====== PROVIDED MATERIAL

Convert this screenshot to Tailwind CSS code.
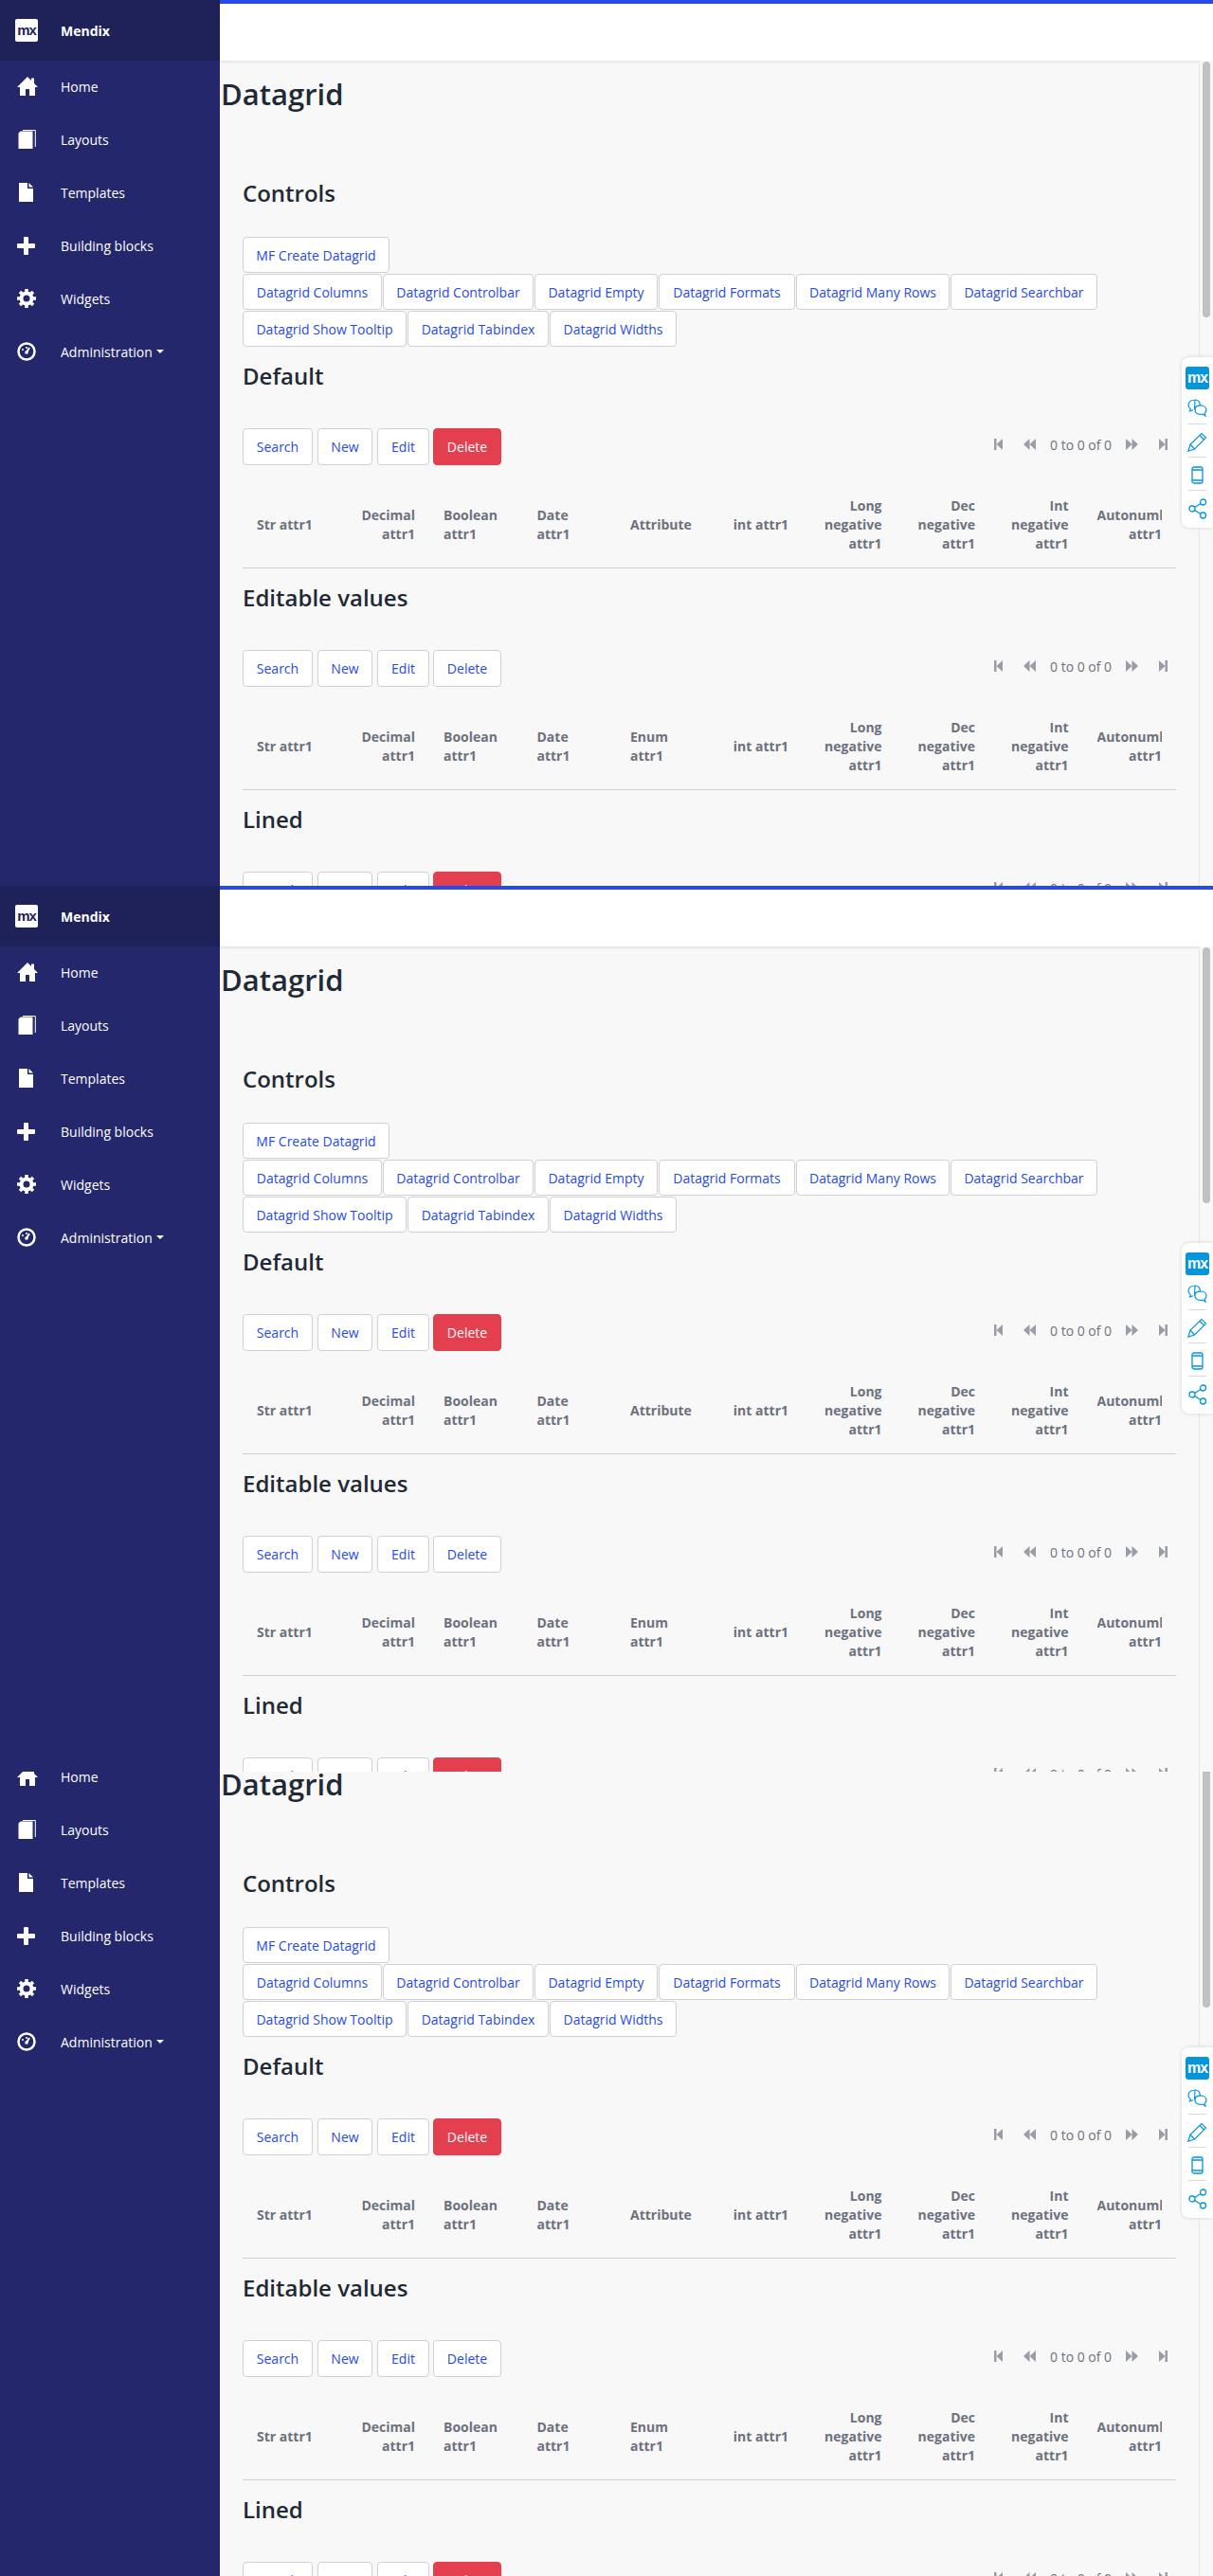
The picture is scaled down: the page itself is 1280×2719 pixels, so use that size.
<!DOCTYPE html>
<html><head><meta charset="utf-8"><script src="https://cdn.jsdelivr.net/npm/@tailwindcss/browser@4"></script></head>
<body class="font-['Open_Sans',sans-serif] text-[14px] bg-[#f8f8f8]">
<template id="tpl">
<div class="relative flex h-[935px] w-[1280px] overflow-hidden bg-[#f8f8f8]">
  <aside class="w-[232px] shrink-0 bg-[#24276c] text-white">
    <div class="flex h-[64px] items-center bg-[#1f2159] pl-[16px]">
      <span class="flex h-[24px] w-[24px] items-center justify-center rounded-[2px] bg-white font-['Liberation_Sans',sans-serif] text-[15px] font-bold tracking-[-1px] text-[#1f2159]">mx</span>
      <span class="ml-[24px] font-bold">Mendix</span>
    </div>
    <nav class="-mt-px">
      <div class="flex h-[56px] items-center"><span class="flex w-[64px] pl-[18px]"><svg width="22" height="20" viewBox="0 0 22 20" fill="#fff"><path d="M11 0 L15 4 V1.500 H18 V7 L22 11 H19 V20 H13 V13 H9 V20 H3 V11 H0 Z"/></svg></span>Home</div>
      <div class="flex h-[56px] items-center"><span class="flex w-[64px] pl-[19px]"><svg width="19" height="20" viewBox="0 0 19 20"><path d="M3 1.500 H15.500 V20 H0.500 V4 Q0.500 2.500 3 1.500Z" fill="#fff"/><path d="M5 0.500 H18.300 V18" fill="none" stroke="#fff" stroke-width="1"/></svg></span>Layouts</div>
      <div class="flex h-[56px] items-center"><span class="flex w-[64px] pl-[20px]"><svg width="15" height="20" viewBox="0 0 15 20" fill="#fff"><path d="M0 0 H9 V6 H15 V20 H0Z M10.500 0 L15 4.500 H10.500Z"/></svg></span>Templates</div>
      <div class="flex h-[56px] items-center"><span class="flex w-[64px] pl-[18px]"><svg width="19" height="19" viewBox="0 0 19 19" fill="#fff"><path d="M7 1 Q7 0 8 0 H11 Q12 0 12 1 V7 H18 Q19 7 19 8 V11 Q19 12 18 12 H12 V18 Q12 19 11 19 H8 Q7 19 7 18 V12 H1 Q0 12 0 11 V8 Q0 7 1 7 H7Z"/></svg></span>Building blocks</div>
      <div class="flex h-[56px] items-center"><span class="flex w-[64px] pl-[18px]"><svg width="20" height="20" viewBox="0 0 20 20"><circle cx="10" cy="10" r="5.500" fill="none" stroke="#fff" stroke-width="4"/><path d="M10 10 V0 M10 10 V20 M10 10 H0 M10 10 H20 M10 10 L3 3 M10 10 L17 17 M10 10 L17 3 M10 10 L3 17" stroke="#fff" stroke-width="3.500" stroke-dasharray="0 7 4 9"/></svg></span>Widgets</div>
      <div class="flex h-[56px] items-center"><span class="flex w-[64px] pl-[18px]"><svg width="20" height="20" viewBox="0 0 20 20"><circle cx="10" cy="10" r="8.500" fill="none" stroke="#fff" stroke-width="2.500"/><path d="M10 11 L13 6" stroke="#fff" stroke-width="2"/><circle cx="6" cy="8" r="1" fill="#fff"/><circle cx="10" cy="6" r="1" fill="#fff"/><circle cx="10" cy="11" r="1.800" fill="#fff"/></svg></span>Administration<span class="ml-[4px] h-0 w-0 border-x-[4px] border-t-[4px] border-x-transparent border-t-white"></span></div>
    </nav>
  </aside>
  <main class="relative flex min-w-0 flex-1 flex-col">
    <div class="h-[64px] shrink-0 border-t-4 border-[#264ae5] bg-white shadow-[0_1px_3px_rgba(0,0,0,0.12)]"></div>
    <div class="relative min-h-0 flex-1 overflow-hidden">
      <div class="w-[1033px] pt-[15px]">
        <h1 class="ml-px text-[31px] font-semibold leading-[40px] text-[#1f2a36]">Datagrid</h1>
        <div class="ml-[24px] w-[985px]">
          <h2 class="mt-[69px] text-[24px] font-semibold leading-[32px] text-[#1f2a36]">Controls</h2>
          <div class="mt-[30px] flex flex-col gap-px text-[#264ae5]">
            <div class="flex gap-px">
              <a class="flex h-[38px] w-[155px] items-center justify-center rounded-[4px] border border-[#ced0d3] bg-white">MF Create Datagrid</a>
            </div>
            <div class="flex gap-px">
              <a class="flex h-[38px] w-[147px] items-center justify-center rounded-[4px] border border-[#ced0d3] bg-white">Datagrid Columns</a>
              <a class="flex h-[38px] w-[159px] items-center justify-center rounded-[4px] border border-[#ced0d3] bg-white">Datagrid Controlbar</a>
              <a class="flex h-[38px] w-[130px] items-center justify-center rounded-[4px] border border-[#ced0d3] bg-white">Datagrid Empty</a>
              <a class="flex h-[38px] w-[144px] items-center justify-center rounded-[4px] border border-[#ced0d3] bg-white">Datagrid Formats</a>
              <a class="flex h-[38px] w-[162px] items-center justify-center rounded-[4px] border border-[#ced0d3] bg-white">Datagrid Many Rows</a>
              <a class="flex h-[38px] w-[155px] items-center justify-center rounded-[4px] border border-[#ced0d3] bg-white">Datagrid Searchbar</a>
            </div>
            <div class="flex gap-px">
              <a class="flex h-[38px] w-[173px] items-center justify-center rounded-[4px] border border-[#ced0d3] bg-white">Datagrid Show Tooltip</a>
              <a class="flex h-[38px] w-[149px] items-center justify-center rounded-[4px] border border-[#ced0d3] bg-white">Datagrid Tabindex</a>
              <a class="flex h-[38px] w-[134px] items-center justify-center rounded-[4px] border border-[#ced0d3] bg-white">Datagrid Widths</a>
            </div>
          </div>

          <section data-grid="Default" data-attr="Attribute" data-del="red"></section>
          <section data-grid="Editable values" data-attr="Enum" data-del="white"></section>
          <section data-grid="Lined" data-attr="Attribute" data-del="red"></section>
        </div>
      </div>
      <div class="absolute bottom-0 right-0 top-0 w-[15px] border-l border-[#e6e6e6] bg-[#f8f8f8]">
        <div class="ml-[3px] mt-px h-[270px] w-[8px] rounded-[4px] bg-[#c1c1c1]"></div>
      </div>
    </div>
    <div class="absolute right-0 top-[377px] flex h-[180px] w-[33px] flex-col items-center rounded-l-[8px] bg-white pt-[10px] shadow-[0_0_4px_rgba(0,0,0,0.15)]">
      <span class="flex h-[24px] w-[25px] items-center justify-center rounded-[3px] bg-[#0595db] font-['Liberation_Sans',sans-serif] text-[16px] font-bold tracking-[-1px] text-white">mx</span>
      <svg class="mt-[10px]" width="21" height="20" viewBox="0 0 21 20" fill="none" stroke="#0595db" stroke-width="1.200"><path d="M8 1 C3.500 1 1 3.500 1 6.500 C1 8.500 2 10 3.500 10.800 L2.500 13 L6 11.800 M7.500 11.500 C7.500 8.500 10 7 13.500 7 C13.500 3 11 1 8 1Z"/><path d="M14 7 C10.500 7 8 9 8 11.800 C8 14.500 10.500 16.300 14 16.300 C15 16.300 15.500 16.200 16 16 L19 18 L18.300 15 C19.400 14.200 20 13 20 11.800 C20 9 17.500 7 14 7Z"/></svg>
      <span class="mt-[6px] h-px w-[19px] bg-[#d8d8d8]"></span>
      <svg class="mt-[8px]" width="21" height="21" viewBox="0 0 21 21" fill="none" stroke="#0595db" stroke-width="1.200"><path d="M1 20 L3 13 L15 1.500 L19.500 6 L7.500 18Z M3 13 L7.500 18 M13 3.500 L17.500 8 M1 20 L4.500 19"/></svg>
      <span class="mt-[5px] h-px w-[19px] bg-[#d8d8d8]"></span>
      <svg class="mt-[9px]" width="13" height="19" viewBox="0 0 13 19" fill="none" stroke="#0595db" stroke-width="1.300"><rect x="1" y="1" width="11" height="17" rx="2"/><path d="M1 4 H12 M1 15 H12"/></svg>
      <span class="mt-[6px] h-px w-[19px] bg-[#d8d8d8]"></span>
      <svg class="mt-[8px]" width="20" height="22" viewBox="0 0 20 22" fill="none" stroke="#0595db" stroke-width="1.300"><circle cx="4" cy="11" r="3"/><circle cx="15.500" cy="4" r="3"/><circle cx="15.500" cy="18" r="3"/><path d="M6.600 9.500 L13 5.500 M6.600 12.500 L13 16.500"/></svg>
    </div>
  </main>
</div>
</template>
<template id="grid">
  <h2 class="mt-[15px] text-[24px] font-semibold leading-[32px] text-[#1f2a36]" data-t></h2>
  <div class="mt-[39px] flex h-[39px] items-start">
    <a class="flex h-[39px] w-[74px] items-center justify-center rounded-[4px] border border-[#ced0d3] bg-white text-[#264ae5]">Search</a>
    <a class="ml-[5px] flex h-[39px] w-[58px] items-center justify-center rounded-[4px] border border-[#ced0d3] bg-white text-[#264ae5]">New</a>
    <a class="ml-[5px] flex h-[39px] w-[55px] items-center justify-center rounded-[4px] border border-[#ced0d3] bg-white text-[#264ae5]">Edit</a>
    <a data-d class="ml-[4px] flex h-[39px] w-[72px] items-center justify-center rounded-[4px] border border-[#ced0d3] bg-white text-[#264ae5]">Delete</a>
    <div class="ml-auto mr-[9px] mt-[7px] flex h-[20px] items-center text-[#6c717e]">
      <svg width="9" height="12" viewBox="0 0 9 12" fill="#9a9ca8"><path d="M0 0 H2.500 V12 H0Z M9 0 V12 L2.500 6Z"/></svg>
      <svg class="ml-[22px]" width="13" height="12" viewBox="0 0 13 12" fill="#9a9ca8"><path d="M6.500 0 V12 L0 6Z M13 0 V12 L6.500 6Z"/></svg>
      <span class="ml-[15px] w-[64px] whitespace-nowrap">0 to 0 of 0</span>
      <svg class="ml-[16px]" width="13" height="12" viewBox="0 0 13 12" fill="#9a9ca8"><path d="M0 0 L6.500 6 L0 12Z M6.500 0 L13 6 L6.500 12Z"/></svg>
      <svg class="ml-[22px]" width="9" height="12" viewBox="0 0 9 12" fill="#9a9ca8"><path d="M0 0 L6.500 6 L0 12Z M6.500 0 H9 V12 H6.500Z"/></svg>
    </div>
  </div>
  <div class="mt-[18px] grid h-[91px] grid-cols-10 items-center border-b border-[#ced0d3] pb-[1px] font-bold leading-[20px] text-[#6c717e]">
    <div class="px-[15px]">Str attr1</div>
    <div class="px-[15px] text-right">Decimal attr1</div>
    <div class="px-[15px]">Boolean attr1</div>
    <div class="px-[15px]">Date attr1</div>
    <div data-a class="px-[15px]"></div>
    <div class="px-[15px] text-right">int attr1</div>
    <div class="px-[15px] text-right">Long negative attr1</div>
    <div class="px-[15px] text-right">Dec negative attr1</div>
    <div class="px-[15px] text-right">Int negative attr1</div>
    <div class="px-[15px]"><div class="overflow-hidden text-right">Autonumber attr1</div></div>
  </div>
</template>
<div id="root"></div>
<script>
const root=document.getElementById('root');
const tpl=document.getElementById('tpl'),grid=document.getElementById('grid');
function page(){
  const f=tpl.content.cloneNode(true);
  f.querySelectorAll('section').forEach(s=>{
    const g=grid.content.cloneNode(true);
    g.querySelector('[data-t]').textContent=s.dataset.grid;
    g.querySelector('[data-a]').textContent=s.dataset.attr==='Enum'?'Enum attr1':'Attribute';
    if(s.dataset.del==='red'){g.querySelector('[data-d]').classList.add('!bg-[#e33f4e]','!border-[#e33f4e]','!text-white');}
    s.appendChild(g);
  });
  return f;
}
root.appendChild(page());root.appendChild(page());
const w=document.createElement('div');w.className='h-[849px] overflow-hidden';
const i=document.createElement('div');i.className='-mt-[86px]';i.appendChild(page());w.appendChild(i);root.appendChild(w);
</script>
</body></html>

============

AIM
Scan the listing above. Collect all lines with the word "page".

WRITTEN RESPONSE
The picture is scaled down: the page itself is 1280×2719 pixels, so use that size.
function page(){
root.appendChild(page());root.appendChild(page());
const i=document.createElement('div');i.className='-mt-[86px]';i.appendChild(page());w.appendChild(i);root.appendChild(w);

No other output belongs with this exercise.